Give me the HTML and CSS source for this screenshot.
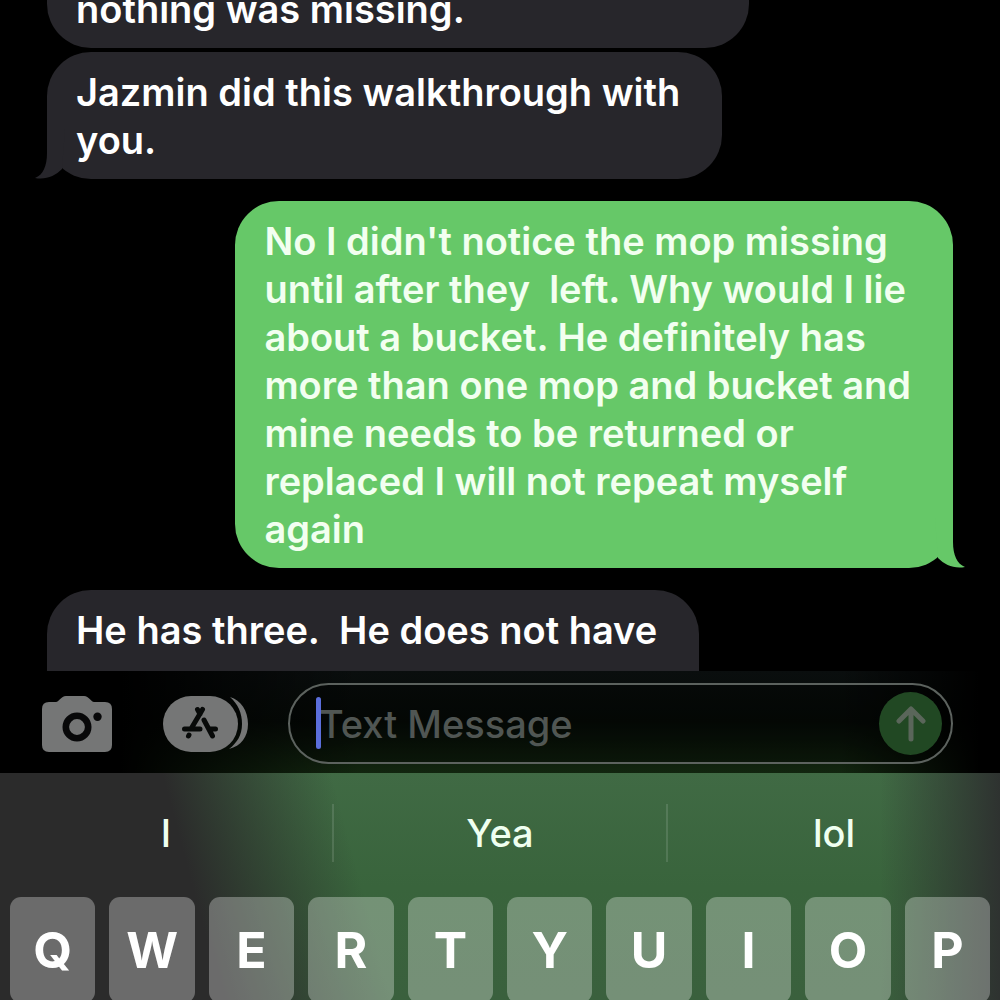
FILE: index.html
```html
<!DOCTYPE html>
<html lang="en">

<head>
  <meta charset="utf-8">
  <meta name="viewport" content="width=device-width, initial-scale=1">
  <title>Messages</title>
  <link rel="stylesheet" href="styles.css">
</head>

<body>
  <main class="thread">
    <p class="bubble received continued">nothing was missing.</p>
    <p class="bubble received">Jazmin did this walkthrough with<br>you.
      <svg class="tail" viewBox="0 0 30 50"><path d="M12 0V24C12 37 8 46 0 49C11 51 20 47 27 40L30 0Z" /></svg>
    </p>
    <p class="bubble sent">No I didn't notice the mop missing<br>until after they&nbsp; left. Why would I lie<br>about a bucket. He definitely has<br>more than one mop and bucket and<br>mine needs to be returned or<br>replaced I will not repeat myself<br>again
      <svg class="tail" viewBox="0 0 30 50"><path d="M12 0V24C12 37 8 46 0 49C11 51 20 47 27 40L30 0Z" /></svg>
    </p>
    <p class="bubble received cut">He has three.&nbsp; He does not have</p>
  </main>

  <form class="composer" onsubmit="return false">
    <button class="icon-button" type="button" aria-label="Camera">
      <svg width="70" height="56" viewBox="0 0 70 56">
        <path fill="#757676" d="M7 6H14C17 6 19 0 24 0H42C47 0 49 6 52 6H63Q70 6 70 13V49Q70 56 63 56H7Q0 56 0 49V13Q0 6 7 6Z" />
        <circle cx="35" cy="31" r="11.200" fill="none" stroke="#080809" stroke-width="6.600" />
        <circle cx="55.500" cy="20.800" r="4.200" fill="#080809" />
      </svg>
    </button>
    <button class="icon-button apps" type="button" aria-label="Apps">
      <svg width="85" height="56" viewBox="0 0 85 56">
        <path fill="#757676" d="M67 1C78 4 85 15 85 28S78 50 66 53C74 47 79 39 79 28S75 8 67 1Z" />
        <rect width="75" height="56" rx="28" fill="#757676" />
        <g fill="none" stroke="#080a09" stroke-width="5" stroke-linecap="round" stroke-linejoin="round">
          <path d="M34.500 13.500L37 18M39.500 13.500L28.500 32M41 24L49.500 40M47 33H52.500M21.500 33H37M26 39L25.500 40" />
        </g>
      </svg>
    </button>
    <div class="field">
      <input type="text" placeholder="Text Message" aria-label="Text Message">
      <span class="caret"></span>
      <button class="send" type="submit" aria-label="Send">
        <svg width="30" height="36" viewBox="0 0 30 36">
          <path d="M15 33V4M3 15L15 3L27 15" />
        </svg>
      </button>
    </div>
  </form>

  <section class="keyboard">
    <div class="suggestions">
      <button type="button">I</button>
      <button type="button">Yea</button>
      <button type="button">lol</button>
    </div>
    <div class="keys">
      <button type="button">Q</button>
      <button type="button">W</button>
      <button type="button">E</button>
      <button type="button">R</button>
      <button type="button">T</button>
      <button type="button">Y</button>
      <button type="button">U</button>
      <button type="button">I</button>
      <button type="button">O</button>
      <button type="button">P</button>
    </div>
  </section>
</body>

</html>
```
FILE: styles.css
```css
* {
  box-sizing: border-box;
}

body {
  margin: 0;
  height: 100vh;
  display: flex;
  flex-direction: column;
  overflow: hidden;
  background: #000;
  color: #fff;
  font-family: Inter, "Liberation Sans", sans-serif;
  font-size: 38px;
  font-weight: 500;
}

button,
input {
  border: 0;
  padding: 0;
  background: none;
  color: inherit;
  font: inherit;
}

/* messages */

.thread {
  flex: 1;
  min-height: 0;
  overflow: hidden;
  display: flex;
  flex-direction: column;
  align-items: flex-start;
  padding: 0 47px;
}

.bubble {
  position: relative;
  flex: none;
  margin: 22px 0 0;
  padding: 16px 42px 15px 29px;
  border-radius: 44px;
  font-weight: 600;
  line-height: 48px;
  white-space: nowrap;
}

.received {
  background: #27262b;
  fill: #27262b;
}

.sent {
  align-self: flex-end;
  background: #66c868;
  fill: #66c868;
  color: #f2fff0;
}

/* the top of this one is scrolled out of view */
.continued {
  width: 702px;
  max-width: 100%;
  margin-top: -31px;
  border-top-left-radius: 0;
  border-top-right-radius: 0;
}

.continued + .bubble {
  margin-top: 4px;
}

/* and the rest of this one is behind the text entry */
.cut {
  padding-bottom: 22px;
  border-bottom-left-radius: 0;
  border-bottom-right-radius: 0;
}

.tail {
  position: absolute;
  bottom: 0;
  left: -12px;
  width: 30px;
  height: 50px;
}

.sent .tail {
  left: auto;
  right: -12px;
  transform: scaleX(-1);
}

/* text entry */

.composer {
  display: flex;
  align-items: center;
  height: 102px;
  padding: 3px 47px 0 42px;
  background:
    linear-gradient(to right, #000 12%, transparent 36%, transparent 84%, #000 98%),
    linear-gradient(#0a0e0e, #060b07 50%, #12260f);
}

.icon-button {
  display: flex;
}

.apps {
  margin: 0 40px 0 51px;
}

.field {
  position: relative;
  flex: 1;
  min-width: 0;
  display: flex;
  align-items: center;
  height: 81px;
  padding: 0 9px 0 29px;
  border: 2px solid #5c625e;
  border-radius: 41px;
  background: rgba(0, 0, 0, 0.3);
}

.field input {
  flex: 1;
  min-width: 0;
  outline: none;
}

.field input::placeholder {
  color: #505653;
  opacity: 1;
}

.caret {
  position: absolute;
  left: 26px;
  top: 12px;
  width: 5px;
  height: 52px;
  border-radius: 3px;
  background: #5b6edb;
}

.send {
  display: flex;
  align-items: center;
  justify-content: center;
  width: 63px;
  height: 63px;
  border-radius: 50%;
  background: #214823;
}

.send path {
  fill: none;
  stroke: #5a665a;
  stroke-width: 5;
  stroke-linecap: round;
  stroke-linejoin: round;
}

/* keyboard */

.keyboard {
  background:
    linear-gradient(75deg, #2b2b2b 21%, rgba(43, 43, 43, 0) 37%),
    linear-gradient(to right, rgba(46, 50, 48, 0) 88%, #2e3230 100%),
    linear-gradient(#406a44, #39643c 50%, #3a603d);
}

.suggestions {
  display: flex;
  height: 124px;
  padding: 31px 0 35px;
}

.suggestions button {
  flex: 1;
  color: #effff0;
}

.suggestions button + button {
  border-left: 2px solid rgba(255, 255, 255, 0.12);
}

/* the row runs on past the lower edge of the window */
.keys {
  display: flex;
  gap: 14px;
  height: 103px;
  padding: 0 10px;
}

.keys button {
  flex: 1;
  height: 106px;
  border-radius: 11px;
  background: rgba(255, 255, 255, 0.3);
  font-size: 50px;
  font-weight: 700;
}
```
⁂
● PROBLEM DETAILS
Scan the material above for the string "this" and report each line where you find it.

● FULL OUTPUT
Give me the HTML and CSS source for this screenshot.
    <p class="bubble received">Jazmin did this walkthrough with<br>you.
/* the top of this one is scrolled out of view */
/* and the rest of this one is behind the text entry */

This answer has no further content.